--- begin RECORDS PROVIDED ---
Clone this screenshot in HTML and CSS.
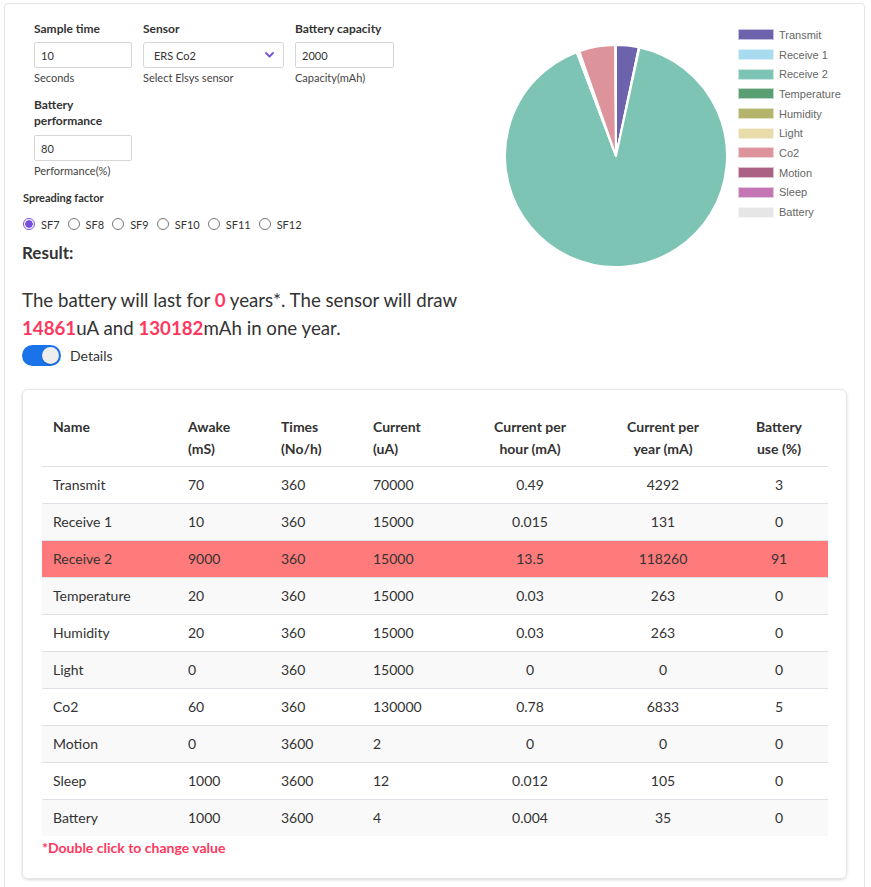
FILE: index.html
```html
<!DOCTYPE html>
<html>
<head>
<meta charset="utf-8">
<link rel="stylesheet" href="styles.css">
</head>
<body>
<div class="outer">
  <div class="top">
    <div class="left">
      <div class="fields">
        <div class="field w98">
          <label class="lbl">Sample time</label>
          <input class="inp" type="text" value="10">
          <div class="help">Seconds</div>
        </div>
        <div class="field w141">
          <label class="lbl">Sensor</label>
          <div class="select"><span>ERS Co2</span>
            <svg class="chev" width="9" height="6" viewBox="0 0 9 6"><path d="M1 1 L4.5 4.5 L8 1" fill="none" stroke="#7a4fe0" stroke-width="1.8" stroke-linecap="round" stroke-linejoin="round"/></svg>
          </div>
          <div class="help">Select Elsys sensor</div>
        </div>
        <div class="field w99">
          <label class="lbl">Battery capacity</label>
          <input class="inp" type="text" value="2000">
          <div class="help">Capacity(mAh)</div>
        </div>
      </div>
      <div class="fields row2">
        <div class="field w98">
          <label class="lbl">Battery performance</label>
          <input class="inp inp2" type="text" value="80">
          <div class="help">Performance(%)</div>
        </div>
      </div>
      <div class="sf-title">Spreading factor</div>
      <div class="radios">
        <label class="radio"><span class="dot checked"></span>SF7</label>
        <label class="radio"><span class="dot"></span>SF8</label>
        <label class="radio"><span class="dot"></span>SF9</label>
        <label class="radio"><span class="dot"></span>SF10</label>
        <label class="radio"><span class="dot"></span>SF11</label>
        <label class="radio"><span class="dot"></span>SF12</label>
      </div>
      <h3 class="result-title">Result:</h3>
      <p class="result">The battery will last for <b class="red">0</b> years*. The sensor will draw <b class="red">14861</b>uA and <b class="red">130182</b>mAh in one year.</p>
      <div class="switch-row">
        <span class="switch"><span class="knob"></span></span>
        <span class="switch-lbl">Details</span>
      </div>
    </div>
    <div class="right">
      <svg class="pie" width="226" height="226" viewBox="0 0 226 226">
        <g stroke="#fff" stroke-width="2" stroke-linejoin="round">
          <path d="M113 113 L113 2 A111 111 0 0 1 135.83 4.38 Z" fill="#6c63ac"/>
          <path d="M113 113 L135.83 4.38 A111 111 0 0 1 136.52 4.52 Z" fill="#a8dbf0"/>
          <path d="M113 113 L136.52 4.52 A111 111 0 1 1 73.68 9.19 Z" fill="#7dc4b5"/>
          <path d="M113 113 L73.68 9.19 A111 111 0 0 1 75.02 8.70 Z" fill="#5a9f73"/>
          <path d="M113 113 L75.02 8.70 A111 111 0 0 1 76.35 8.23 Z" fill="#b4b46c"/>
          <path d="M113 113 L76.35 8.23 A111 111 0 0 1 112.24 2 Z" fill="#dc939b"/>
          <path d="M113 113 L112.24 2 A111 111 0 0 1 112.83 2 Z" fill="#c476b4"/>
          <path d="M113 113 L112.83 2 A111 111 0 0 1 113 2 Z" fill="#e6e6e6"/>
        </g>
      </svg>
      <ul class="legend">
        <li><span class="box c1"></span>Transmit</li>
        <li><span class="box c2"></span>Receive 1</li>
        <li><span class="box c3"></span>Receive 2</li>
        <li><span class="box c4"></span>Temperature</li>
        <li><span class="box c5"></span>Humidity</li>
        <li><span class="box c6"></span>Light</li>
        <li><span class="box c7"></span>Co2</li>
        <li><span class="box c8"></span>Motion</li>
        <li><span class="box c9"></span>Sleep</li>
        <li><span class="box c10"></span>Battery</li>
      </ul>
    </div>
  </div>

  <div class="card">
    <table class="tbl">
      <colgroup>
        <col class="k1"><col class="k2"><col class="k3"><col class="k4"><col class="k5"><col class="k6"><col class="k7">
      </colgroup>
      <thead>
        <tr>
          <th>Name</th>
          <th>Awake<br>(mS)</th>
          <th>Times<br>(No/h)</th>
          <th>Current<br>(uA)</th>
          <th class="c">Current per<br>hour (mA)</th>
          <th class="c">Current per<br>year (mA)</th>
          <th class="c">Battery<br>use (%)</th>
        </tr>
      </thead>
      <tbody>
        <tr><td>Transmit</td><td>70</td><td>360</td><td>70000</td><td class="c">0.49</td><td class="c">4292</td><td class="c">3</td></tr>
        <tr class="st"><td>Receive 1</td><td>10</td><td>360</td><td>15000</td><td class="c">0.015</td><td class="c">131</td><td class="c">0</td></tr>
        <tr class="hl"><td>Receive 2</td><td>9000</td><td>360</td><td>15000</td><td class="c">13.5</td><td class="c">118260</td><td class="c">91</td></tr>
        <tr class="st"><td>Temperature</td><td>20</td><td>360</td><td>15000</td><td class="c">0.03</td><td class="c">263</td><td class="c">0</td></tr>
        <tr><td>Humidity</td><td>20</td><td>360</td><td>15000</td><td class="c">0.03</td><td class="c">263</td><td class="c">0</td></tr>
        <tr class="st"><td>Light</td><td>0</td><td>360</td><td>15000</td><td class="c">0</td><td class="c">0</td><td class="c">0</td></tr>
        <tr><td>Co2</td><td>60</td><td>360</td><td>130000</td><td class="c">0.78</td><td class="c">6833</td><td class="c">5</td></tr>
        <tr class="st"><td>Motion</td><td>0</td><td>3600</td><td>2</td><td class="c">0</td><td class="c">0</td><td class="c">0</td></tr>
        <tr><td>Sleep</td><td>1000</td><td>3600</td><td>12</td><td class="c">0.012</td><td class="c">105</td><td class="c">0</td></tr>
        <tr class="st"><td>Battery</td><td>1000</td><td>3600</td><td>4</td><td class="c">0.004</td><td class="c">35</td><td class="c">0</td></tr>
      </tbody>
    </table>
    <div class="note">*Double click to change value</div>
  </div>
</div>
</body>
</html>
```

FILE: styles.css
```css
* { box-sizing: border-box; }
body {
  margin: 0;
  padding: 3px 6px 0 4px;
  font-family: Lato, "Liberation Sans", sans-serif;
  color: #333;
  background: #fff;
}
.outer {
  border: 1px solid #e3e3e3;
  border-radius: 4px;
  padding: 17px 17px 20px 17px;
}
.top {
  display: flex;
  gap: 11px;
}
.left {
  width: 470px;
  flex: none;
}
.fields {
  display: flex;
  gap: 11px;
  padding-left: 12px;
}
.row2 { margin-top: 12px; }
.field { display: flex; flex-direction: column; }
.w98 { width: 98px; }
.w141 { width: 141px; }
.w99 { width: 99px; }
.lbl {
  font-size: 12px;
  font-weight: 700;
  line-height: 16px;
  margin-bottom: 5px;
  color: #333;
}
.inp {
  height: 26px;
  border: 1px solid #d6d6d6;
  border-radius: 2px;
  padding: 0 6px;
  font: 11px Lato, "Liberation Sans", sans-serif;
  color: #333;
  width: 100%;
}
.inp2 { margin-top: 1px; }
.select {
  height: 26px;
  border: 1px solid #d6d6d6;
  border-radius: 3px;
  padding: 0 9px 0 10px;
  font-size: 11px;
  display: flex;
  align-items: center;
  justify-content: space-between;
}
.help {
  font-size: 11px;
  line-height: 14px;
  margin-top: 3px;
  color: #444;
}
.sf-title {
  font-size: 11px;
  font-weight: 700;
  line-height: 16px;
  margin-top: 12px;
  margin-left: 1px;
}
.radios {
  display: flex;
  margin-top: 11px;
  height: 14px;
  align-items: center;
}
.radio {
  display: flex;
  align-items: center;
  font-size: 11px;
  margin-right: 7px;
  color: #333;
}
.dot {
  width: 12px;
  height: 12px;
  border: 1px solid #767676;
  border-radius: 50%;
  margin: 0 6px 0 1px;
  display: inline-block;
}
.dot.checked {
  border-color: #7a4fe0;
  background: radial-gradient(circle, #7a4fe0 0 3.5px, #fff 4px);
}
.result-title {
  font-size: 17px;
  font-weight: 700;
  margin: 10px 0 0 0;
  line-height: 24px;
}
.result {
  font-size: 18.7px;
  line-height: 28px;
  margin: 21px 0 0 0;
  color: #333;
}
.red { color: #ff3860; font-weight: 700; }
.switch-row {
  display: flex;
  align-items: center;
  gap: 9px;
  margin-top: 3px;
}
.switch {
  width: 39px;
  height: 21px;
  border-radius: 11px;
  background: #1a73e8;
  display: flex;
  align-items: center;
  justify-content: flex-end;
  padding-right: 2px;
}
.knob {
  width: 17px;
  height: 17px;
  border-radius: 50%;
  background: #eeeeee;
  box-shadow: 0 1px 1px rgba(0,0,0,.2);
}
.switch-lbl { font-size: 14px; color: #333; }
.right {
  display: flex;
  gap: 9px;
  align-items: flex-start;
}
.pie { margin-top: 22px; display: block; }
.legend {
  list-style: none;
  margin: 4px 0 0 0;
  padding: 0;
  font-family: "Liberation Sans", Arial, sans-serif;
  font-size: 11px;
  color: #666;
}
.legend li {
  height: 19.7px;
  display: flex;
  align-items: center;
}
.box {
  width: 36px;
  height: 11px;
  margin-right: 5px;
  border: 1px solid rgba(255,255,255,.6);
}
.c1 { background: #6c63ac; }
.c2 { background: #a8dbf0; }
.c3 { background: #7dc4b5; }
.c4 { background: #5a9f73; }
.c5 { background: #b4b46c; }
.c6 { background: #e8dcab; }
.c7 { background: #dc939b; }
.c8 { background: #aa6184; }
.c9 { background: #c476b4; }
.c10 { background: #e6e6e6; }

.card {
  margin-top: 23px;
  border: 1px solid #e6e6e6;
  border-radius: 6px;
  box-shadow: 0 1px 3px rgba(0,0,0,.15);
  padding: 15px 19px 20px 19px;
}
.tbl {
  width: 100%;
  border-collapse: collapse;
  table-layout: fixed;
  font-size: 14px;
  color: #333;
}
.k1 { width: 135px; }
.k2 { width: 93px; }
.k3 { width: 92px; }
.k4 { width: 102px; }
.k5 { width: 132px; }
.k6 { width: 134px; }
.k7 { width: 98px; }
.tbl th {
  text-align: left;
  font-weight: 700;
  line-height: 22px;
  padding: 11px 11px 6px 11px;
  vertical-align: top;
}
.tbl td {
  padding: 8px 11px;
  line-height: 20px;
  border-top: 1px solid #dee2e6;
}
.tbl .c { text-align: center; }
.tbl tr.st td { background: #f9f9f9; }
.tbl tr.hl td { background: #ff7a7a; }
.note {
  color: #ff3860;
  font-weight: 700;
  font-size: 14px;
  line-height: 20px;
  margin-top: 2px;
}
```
--- end RECORDS PROVIDED ---
--- begin RECORDS PROVIDED ---
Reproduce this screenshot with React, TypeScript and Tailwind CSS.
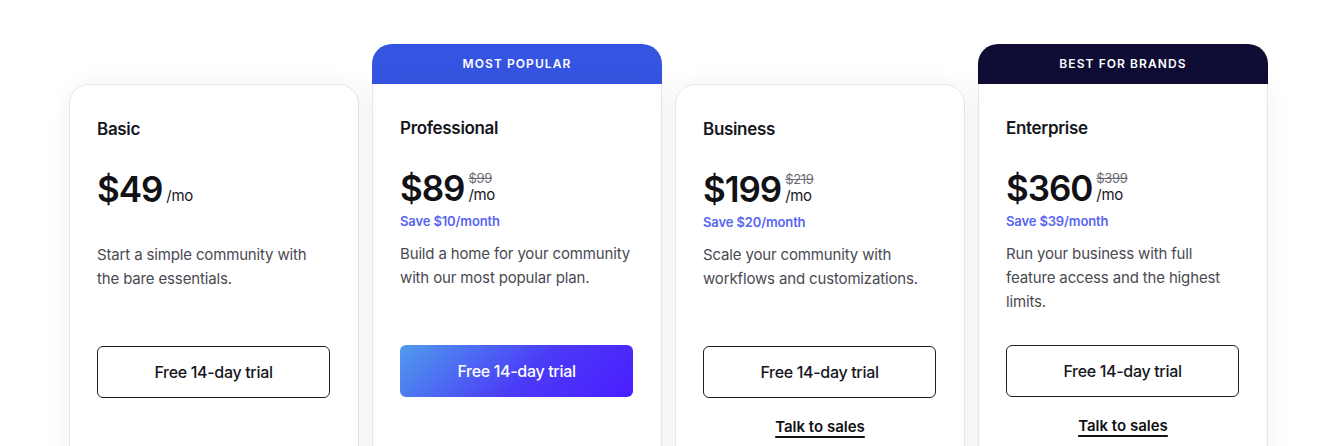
--- end RECORDS PROVIDED ---
**YOUR TASK**. Extract, from the material above, each line holding the word "this".

**SOLUTION BELOW**.
Clone this screenshot in HTML and CSS.
Reproduce this screenshot with React, TypeScript and Tailwind CSS.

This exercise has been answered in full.